Watson, in fact, is often too driven by emotion. Everything he does stems from the heart. The contrast and mutual lack makes for an intriguing partnership between the two, and could have led to a healthier compromise between reason and emotion, truth and love. It almost did, up until The Reichenbach Fall. Unfortunately, the twain shall never meet. We’re still stuck with the useless Love is Blind thinking, and Sherlock’s new emotional third season self is bamboozled over and over because of it. As I commented in my review of the season finale:

Then there's the conundrum that "Caring is not an advantage." Sherlock obviously cares. Like the Holmes of Conan Doyle, he is always denying this (frequently describing himself as a "highly-functioning sociopath," even as his actions disprove the fact), but the thing is, I don't think caring has to be a disadvantage. It is only ever a disadvantage if it is built on a lie….[the writers] should read The Abolition of Man: "The heart never takes the place of the head: but it can, and should, obey it."
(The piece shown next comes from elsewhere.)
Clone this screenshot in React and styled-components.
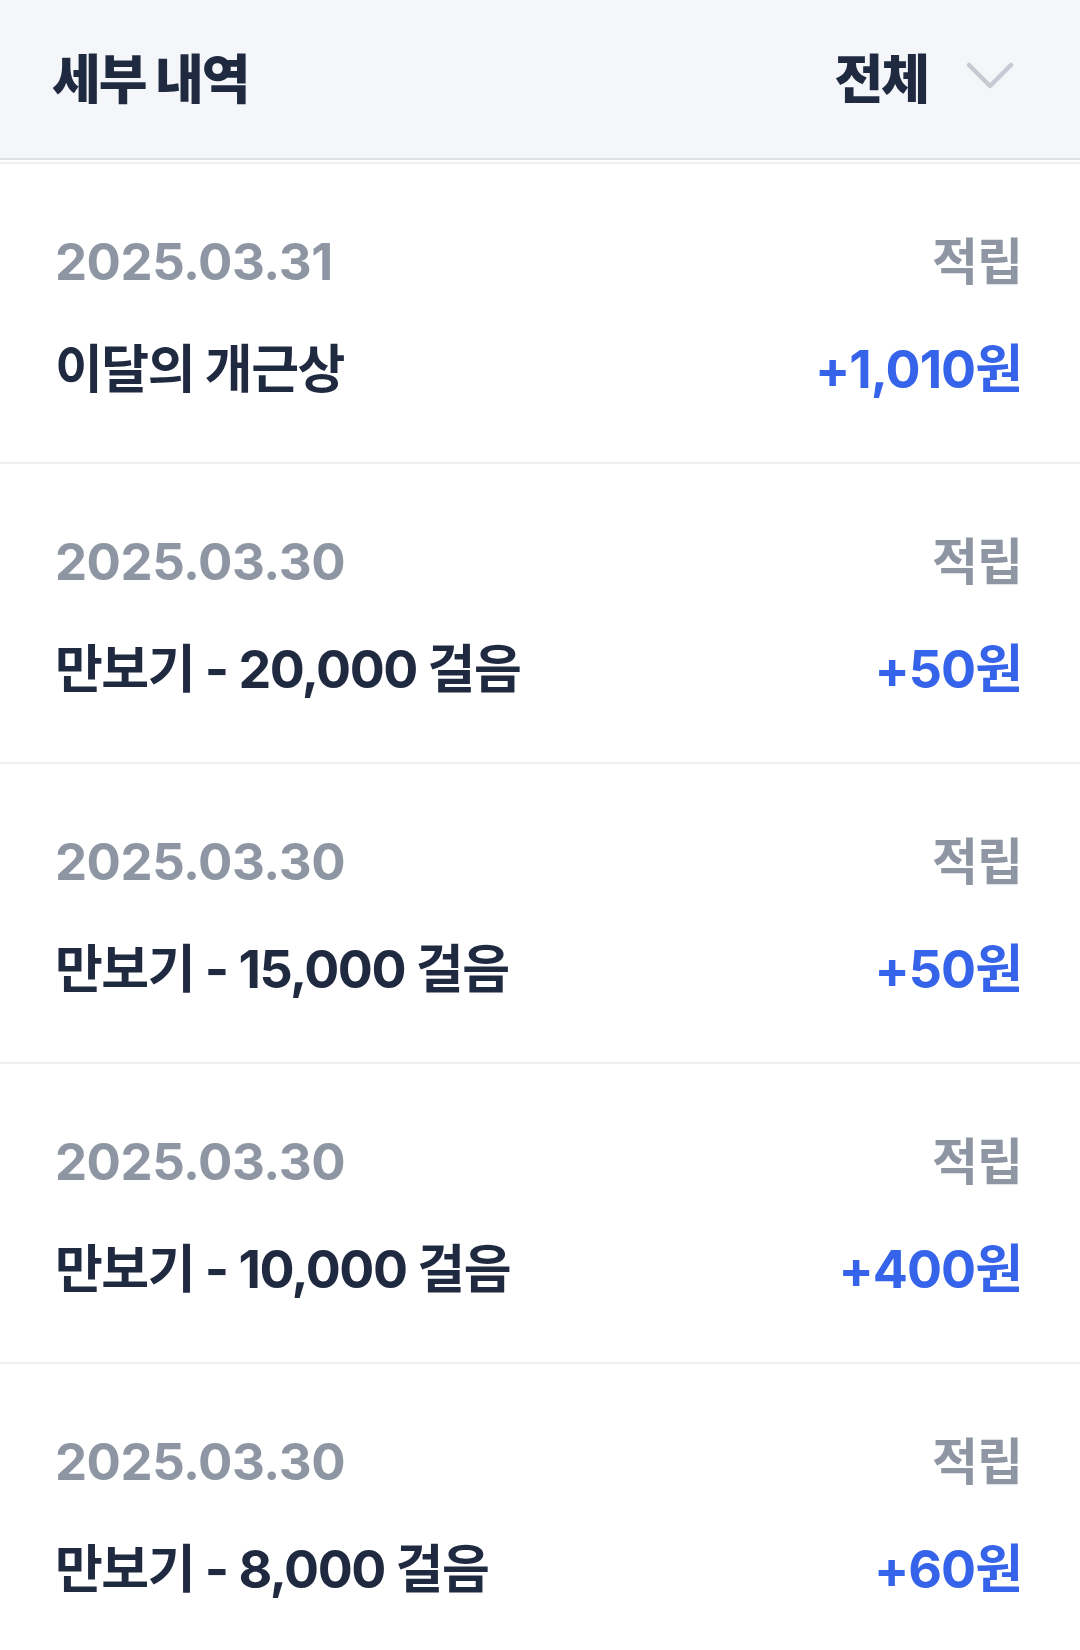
import React from "react";
import styled, { createGlobalStyle } from "styled-components";

const GlobalStyle = createGlobalStyle`
  body {
    margin: 0;
    background: #ffffff;
    font-family: "Inter", "Noto Sans CJK KR", sans-serif;
  }
`;

const Page = styled.div`
  width: 1080px;
  min-height: 1650px;
  background: #ffffff;
`;

const Header = styled.header`
  height: 160px;
  box-sizing: border-box;
  padding: 0 66px 6px 52px;
  display: flex;
  align-items: center;
  justify-content: space-between;
  background: #f4f6f9;
  border-bottom: 2px solid #dfe2e6;
`;

const Title = styled.h1`
  margin: 0;
  font-size: 53px;
  font-weight: 800;
  letter-spacing: -2px;
  color: #1f2940;
`;

const Filter = styled.button`
  display: flex;
  align-items: center;
  gap: 38px;
  padding: 0;
  border: none;
  background: none;
  font-family: inherit;
  font-size: 53px;
  font-weight: 800;
  letter-spacing: -2px;
  color: #1f2940;
  cursor: pointer;
`;

const List = styled.ul`
  list-style: none;
  margin: 2px 0 0;
  padding: 0;
  border-top: 2px solid #eef0f2;
`;

const Item = styled.li`
  height: 300px;
  box-sizing: border-box;
  padding: 58px 58px 0 55px;
  border-bottom: 2px solid #eeeff2;
`;

const Line = styled.div`
  display: flex;
  justify-content: space-between;
  align-items: baseline;
  height: ${(p) => p.h}px;
`;

const DateText = styled.span`
  font-size: 51px;
  font-weight: 700;
  letter-spacing: -0.5px;
  color: #8f96a3;
`;

const Kind = styled.span`
  font-size: 50px;
  font-weight: 700;
  letter-spacing: -1px;
  color: #8f96a3;
`;

const Name = styled.span`
  font-size: 52px;
  font-weight: 700;
  letter-spacing: -1.5px;
  color: #1f2940;
`;

const Amount = styled.span`
  font-size: 52px;
  font-weight: 700;
  letter-spacing: -1px;
  color: #3563e9;
`;

const Chevron = () => (
  <svg width="48" height="28" viewBox="0 0 48 28" fill="none">
    <path
      d="M3 3 L24 24 L45 3"
      stroke="#c6cad2"
      strokeWidth="4.5"
      strokeLinecap="round"
      strokeLinejoin="round"
    />
  </svg>
);

const items = [
  { date: "2025.03.31", name: "이달의 개근상", amount: "+1,010원" },
  { date: "2025.03.30", name: "만보기 - 20,000 걸음", amount: "+50원" },
  { date: "2025.03.30", name: "만보기 - 15,000 걸음", amount: "+50원" },
  { date: "2025.03.30", name: "만보기 - 10,000 걸음", amount: "+400원" },
  { date: "2025.03.30", name: "만보기 - 8,000 걸음", amount: "+60원" },
];

export default function App() {
  return (
    <Page>
      <GlobalStyle />
      <Header>
        <Title>세부 내역</Title>
        <Filter>
          전체
          <Chevron />
        </Filter>
      </Header>
      <List>
        {items.map((it, i) => (
          <Item key={i}>
            <Line h={106}>
              <DateText>{it.date}</DateText>
              <Kind>적립</Kind>
            </Line>
            <Line h={60}>
              <Name>{it.name}</Name>
              <Amount>{it.amount}</Amount>
            </Line>
          </Item>
        ))}
      </List>
    </Page>
  );
}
Where to go from here? Maybe, for once, backwards. I leave you with this:

What a lovely thing a rose is!" 
He walked past the couch to the open window, and held up the drooping stalk of a moss-rose, looking down at the dainty blend of crimson and green. It was a new phase of his character to me, for I had never before seen him show any keen interest in natural objects. 
There is nothing in which deduction is so necessary as in religion,” said he, leaning with his back against the shutters. “It can be built up as an exact science by the reasoner. Our highest assurance of the goodness of Providence seems to me to rest in the flowers. All other things, our powers, our desires, our food, are all really necessary for our existence in the first instance. But this rose is an extra. Its smell and its color are an embellishment of life, not a condition of it. It is only goodness which gives extras, and so I say again that we have much to hope from the flowers.” 
~The Adventures of Sherlock Holmes: The Naval Treaty



  1. I still think Basil Rathbone was the most natural and enjoyable Holmes, but the stories weren't classic, and because he did so little work with the character, he never really got much of an arc with it by comparison with Brett or Cumberbatch.

    I love this essay and had forgotten about the rose monologue. Now the Sidney Paget illustration is coming back to me! It reinforces that the Brett portrait, though flawed, may be the closest we're going to get to the Holmes of the stories. In general, I agree with your thesis---within our current cultural milieu, heroes must necessarily be grayed over, while villains must be made sympathetic at every possible opportunity, no matter how iconic. (The Big Bad Wolf was framed! Maleficent was date-raped and lost her wings!) In this respect, I think The Dark Knight was a little pernicious, besides being overrated in general IMO, but that's just my opinion and I know I'm in the minority!

    1. I never have been able to get into Rathbone, though to be fair I've only seen The Voice of Terror. Brett is good but his histrionics take a while to get used to. (Rrrrrreligion? Really?) Cumberbatch is trying for something completely different with the character. Personally, my favorite is Clive Merrison of the radio adaptations (as was Brett's).

      Yeah, I have a feeling I may not like The Dark Knight for that very reason - though that's another thing I haven't seen yet. Sometimes some moral clarity is a good thing. I mention A Man for All Seasons in this essay - it's hard to think of a better example, except perhaps Foyle's War (which I'm writing about next.) They're both terrific.

      And thanks for the compliment - I was very torn about this when I posted it - overall I still prefer the previous post about Inspector Morse. :)

  2. This has given me a lot to think about, in understanding characters. I found some aspects of Sherlock (though I'm nowhere near as familiar with is adaptions as you quite obviously are) that you pointed out that I found myself nodding to, and other things that really made me pause and think--granted, those were aspects that were from other renditions that I hadn't seen, but still, it made me think of characterization, and humanizing. I think there is a fine balance in how we treat villains or "human" heroes--there can be too much sympathy, where the moral of justice and free choice is still overlooked, but then there are times where I think that the story is presented very powerfully. One of the reasons I enjoy watching Sherlock (Cumberbatch's) is that the show always challenges me to look more into what makes a person who they are, how their mindset, personality, and life makes them who they are. The show challenges me to deduce what exactly makes the characters do/believe certain things! Etc.

    I'm actually a fan of The Dark Knight--I liked that it showed the transformation of Two Face, I found it very believable--but what I appreciated in the end was that Gordon and Batman weren't condoning anything. Batman just wanted to preserve what good Harvey had done--and which had made the people believe that change for the better was coming. He wanted to preserve their faith. Too much sympathy would have killed this element of the story, but thankfully, to my mind, the writers kept it balanced.

    1. Don't get me wrong - introspective heroes have their place. My only issue is that it's becoming a trope. And I don't like (as I've said before), how they're making certain changes in Sherlock's character. His mind is way too important to him to let it be clouded by emotion - it's not something he would do.

      And of course, people who are confident in their beliefs are also prone to problems - but these days we encounter so *few* people like that in films, that each one is like a breath of fresh air. As Chesterton puts it: "We are on the road to producing a race of men too mentally modest to believe in the multiplication table."